Dahinstehen kann, ob die Voraussetzungen des § 15 Nr. 4 der Versicherungsbedingungen („Neuwertspitze“) vorliegen. Danach erwirbt der Versicherungsnehmer den Anspruch auf Zahlung des Teils der Entschädigung, der den Zeitwertschaden übersteigt nur, soweit und sobald er innerhalb von 3 Jahren nach Eintritt des Versicherungsfalls sichergestellt hat, dass die Entschädigung verwendet wird, um versicherte Sachen in gleicher Art und Zweckbestimmung an der bisherigen Stelle wiederherzustellen oder wiederzubeschaffen.

Der Zeitwert ergibt sich aus dem Neuwert des Gebäudes durch einen Abzug entsprechend seinem insbesondere durch den Abnutzungsgrad bestimmten Zustand (BGH IV ZR 84/05, Urteil v. 24.01.2007, Rn. 11 und 12). Eine davon abweichende Regelung enthalten die Versicherungsbedingungen nicht. Der Zeitwert des Gebäudes vor dem Versicherungsfall übersteigt zweifelsfrei die Reparaturkosten in Höhe von 21.823,87 EUR.

Der Anspruch des Klägers war um 4.065,00 EUR zu kürzen, weil der Kläger von der Haftpflichtversicherung des Eigentümers des Grundstücks, auf dem der umgestürzte Baum stand, die streitgegenständlichen Schäden bereits in dieser Höhe ersetzt bekommen hat. Diese Feststellung ergibt sich aus den Aufstellungen Blatt 53 und 80 d.A. sowie dem überzeugenden Gutachten des Sachverständigen Dipl.-Ing.- N vom 30.05.2014.

Die Gutachterkosten sind nach § 85 Abs. 2 VVG nicht ersatzfähig (Prölss/Martin, § 85 VVG Rn. 10, Römer/Langheit, § 85 Rn. 6 und 7).

Der Zinsanspruch des Klägers folgt aus § 288 BGB. Die Beklagte befindet sich auf Grund der mit Schreiben vom 24.03.2010 (Anlage K 5) erklärten Leistungsverweigerung gemäß § 286 Abs. 2 Nr. 3 BGB in Verzug.

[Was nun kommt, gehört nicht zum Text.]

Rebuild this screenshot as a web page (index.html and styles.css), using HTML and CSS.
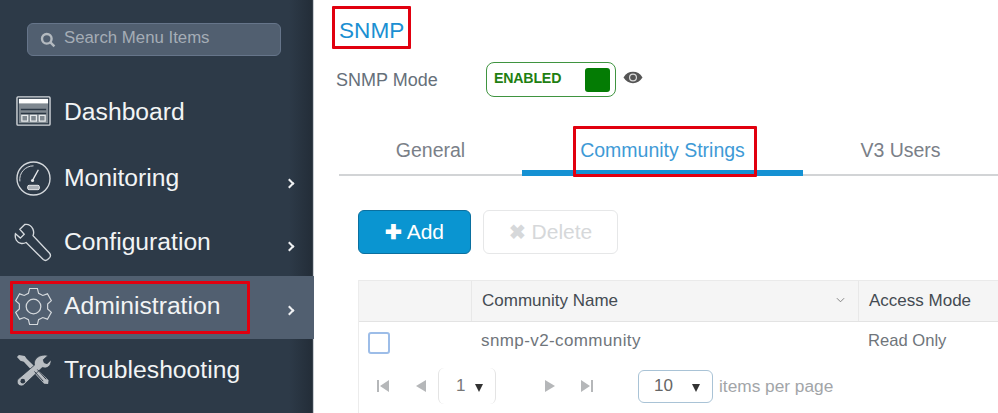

Der Anspruch des Klägers auf Zahlung in Höhe von 17.758,87 EUR ist nicht verjährt, weil der Lauf der 3jährigen Verjährungsfrist zumindest in Höhe von 27.320,95 EUR rechtzeitig durch die Zustellung der Klage am 24.08.2011 gehemmt worden ist.

Die Feststellungsklage ist nicht zulässig. Es fehlt an einem Feststellungsinteresse, weil das Schadensereignis abgeschlossen ist und der Eintritt künftiger Schadensfolgen unwahrscheinlich ist.

Die Kostenentscheidung beruht auf § 92 Abs. 1 ZPO und die Entscheidung über die vorläufige Vollstreckbarkeit auf § 709 ZPO.